Captured Moments and Richard Estes

I’ve been a slacker. Back in 2013, I vowed to improve my knowledge of art and art history because they are subjects I love. I wish I had studied them while in college. Unfortunately life and procrastination has caused my efforts to self-instruct to dwindle.

In October 2014, I decided to push myself harder in my independent artistic studies. This new fervor was ignited by an article on Richard Estes on Smithsonian magazine’s website. I had no idea who Richard Estes was but the photo of his painting was enough to convince me to visit an exhibit of his work at the Smithsonian American Art Museum. The photo of his painting seemed to be a photo of a photo, and I disbelieved that it was of a painting. Hence my decision to visit the exhibit was more for proof than to gain any sort of artistic instruction.

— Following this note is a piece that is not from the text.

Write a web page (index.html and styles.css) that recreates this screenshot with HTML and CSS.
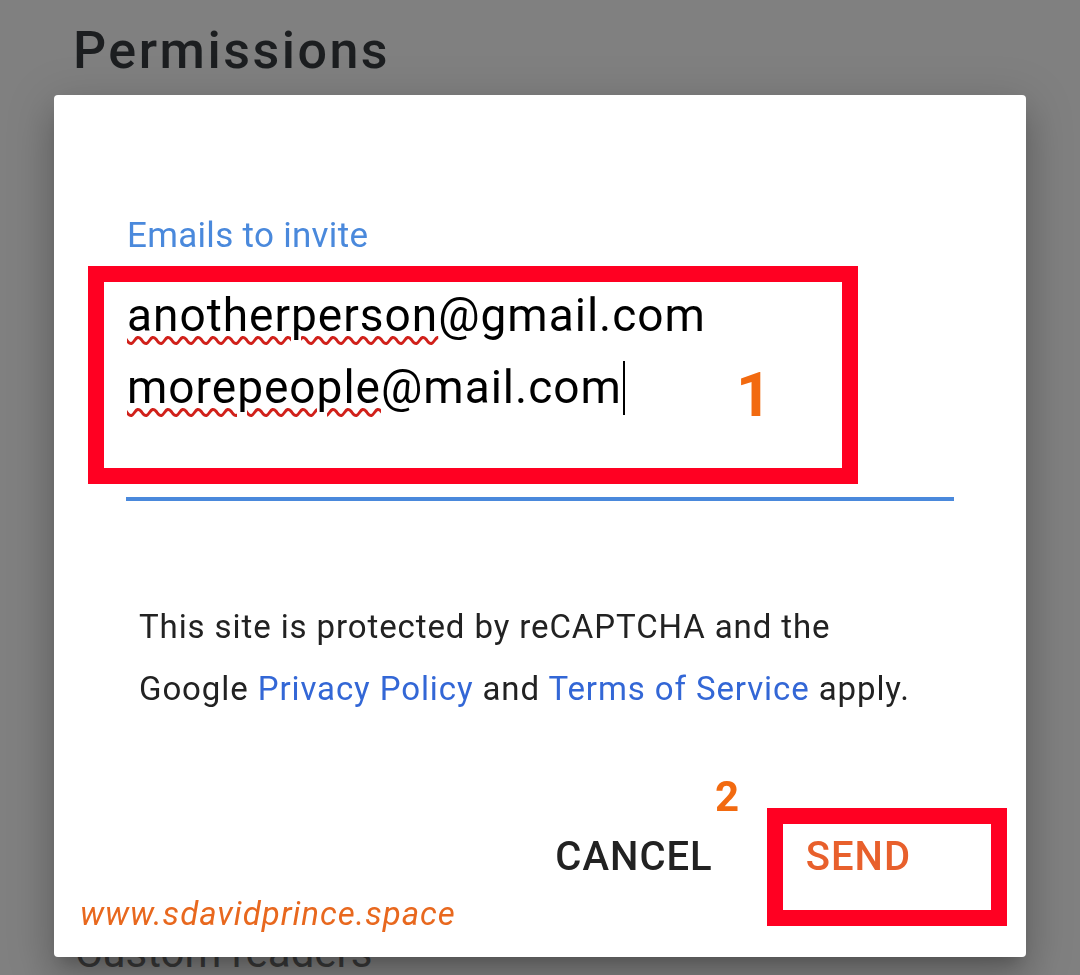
FILE: index.html
```html
<!DOCTYPE html>
<html lang="en">
<head>
<meta charset="UTF-8">
<title>Permissions - Invite readers</title>
<link rel="stylesheet" href="styles.css">
</head>
<body>

<main class="page">
  <h1 class="page-title">Permissions</h1>
  <section class="page-body"></section>
  <h2 class="section-title">Custom readers</h2>
</main>

<div class="backdrop"></div>

<div class="dialog">
  <div class="field">
    <label class="field-label" for="emails">Emails to invite</label>
    <div class="field-input" id="emails">
      <div class="email-line"><span class="misspelled">anotherperson</span>@gmail.com</div>
      <div class="email-line"><span class="misspelled">morepeople</span>@mail.com<span class="caret"></span></div>
      <!-- annotation 1 -->
      <div class="mark-box mark-box-field"></div>
      <div class="step-num step-one">1</div>
    </div>
  </div>

  <p class="recaptcha">
    This site is protected by reCAPTCHA and the<br>
    Google <a href="#">Privacy Policy</a> and <a href="#">Terms of Service</a> apply.
  </p>

  <div class="actions">
    <div class="step-num step-two">2</div>
    <button class="btn btn-cancel">CANCEL</button>
    <button class="btn btn-send">SEND
      <span class="mark-box mark-box-send"></span>
    </button>
  </div>

  <div class="watermark">www.sdavidprince.space</div>
</div>

</body>
</html>
```

FILE: styles.css
```css
* { margin: 0; padding: 0; box-sizing: border-box; }
body { font-family: Roboto, "Noto Sans", Arial, sans-serif; background-color: #808080; color: #1d1d1d; overflow: hidden; }

.page { padding: 21px 0 0 73px; height: 975px; }
.page-title { font-size: 52px; line-height: 60px; font-weight: 500; letter-spacing: 2.5px; color: #1c1e20; }
.page-body { height: 857px; }
.section-title { font-size: 42px; line-height: 30px; font-weight: 400; color: #3a3a3a; margin-left: 2px; }

.backdrop { position: fixed; inset: 0; background: transparent; }

.dialog { position: absolute; left: 54px; top: 95px; width: 972px; height: 862px; background-color: #fff; border-radius: 4px; padding: 121px 72px 0; box-shadow: 0 11px 15px -7px rgba(0,0,0,.2), 0 24px 38px 3px rgba(0,0,0,.14), 0 9px 46px 8px rgba(0,0,0,.12); }

.field-label { display: block; font-size: 35px; line-height: 40px; letter-spacing: 0.3px; color: #4a89dc; margin-left: 1px; }
.field-input { position: relative; margin-top: 23px; padding-bottom: 74px; border-bottom: 4px solid #4a89dc; }
.email-line { font-size: 46px; line-height: 72px; letter-spacing: 1px; color: #000; padding-left: 1px; }
.misspelled { text-decoration: underline wavy #d0201a; text-decoration-thickness: 3px; text-underline-offset: 5px; }
.caret { display: inline-block; width: 2px; height: 54px; background: #000; vertical-align: -12px; margin-left: 1px; }

.mark-box { position: absolute; border: 16px solid #ff0022; }
.mark-box-field { left: -38px; top: -13px; width: 770px; height: 218px; }
.mark-box-send { left: 5px; top: -25px; width: 240px; height: 118px; }

.step-num { position: absolute; color: #f26a10; font-weight: 700; }
.step-one { left: 610px; top: 80px; font-size: 62px; line-height: 72px; }
.step-two { left: 589px; top: -60px; font-size: 42px; line-height: 48px; }

.recaptcha { margin: 95px 0 0 13px; font-size: 33px; line-height: 62px; letter-spacing: 0.9px; color: #222; }
.recaptcha a { color: #3367d6; text-decoration: none; }

.actions { position: relative; display: flex; justify-content: flex-end; margin-top: 113px; }
.btn { position: relative; background: none; border: none; font-family: inherit; font-size: 40px; line-height: 48px; font-weight: 500; letter-spacing: 1px; padding: 0 46px 0 44px; cursor: pointer; }
.btn-cancel { color: #222; }
.btn-send { color: #e8602c; padding-right: 43px; margin-left: 3px; }

.watermark { position: absolute; left: 26px; bottom: 24px; font-size: 33px; letter-spacing: 1px; font-style: italic; color: #e8681e; }
```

After showing up at the wrong museum, I finally found my way to the Smithsonian American Art Museum and slowly browsed other paintings before visiting Estes’ exhibit. All the while, my music blasted in my ears (something by Jamaican dancehall artiste Vybz Kartel, which is probably highly out-of-place for a museum excursion) and I slowly danced from one painting to another until I danced up to the entrance to Estes’ exhibit.

I actually read this time. I usually don’t read much at museums, which means I miss a lot of useful information. Usually, I dance from painting to painting (I always have music blasting in my ears while at a museum), lingering over the ones I admire while wondering what drove the artist to create the piece, how did the artist apply his medium, and how long did it take to complete, amongst other thoughts. But this time I paused my music. I was enraptured by Estes’ work. The reason being that even with his huge canvas of the Brooklyn Bridge in front of me, I still found it hard to tell that his piece is a painting rather than a blown-up photo.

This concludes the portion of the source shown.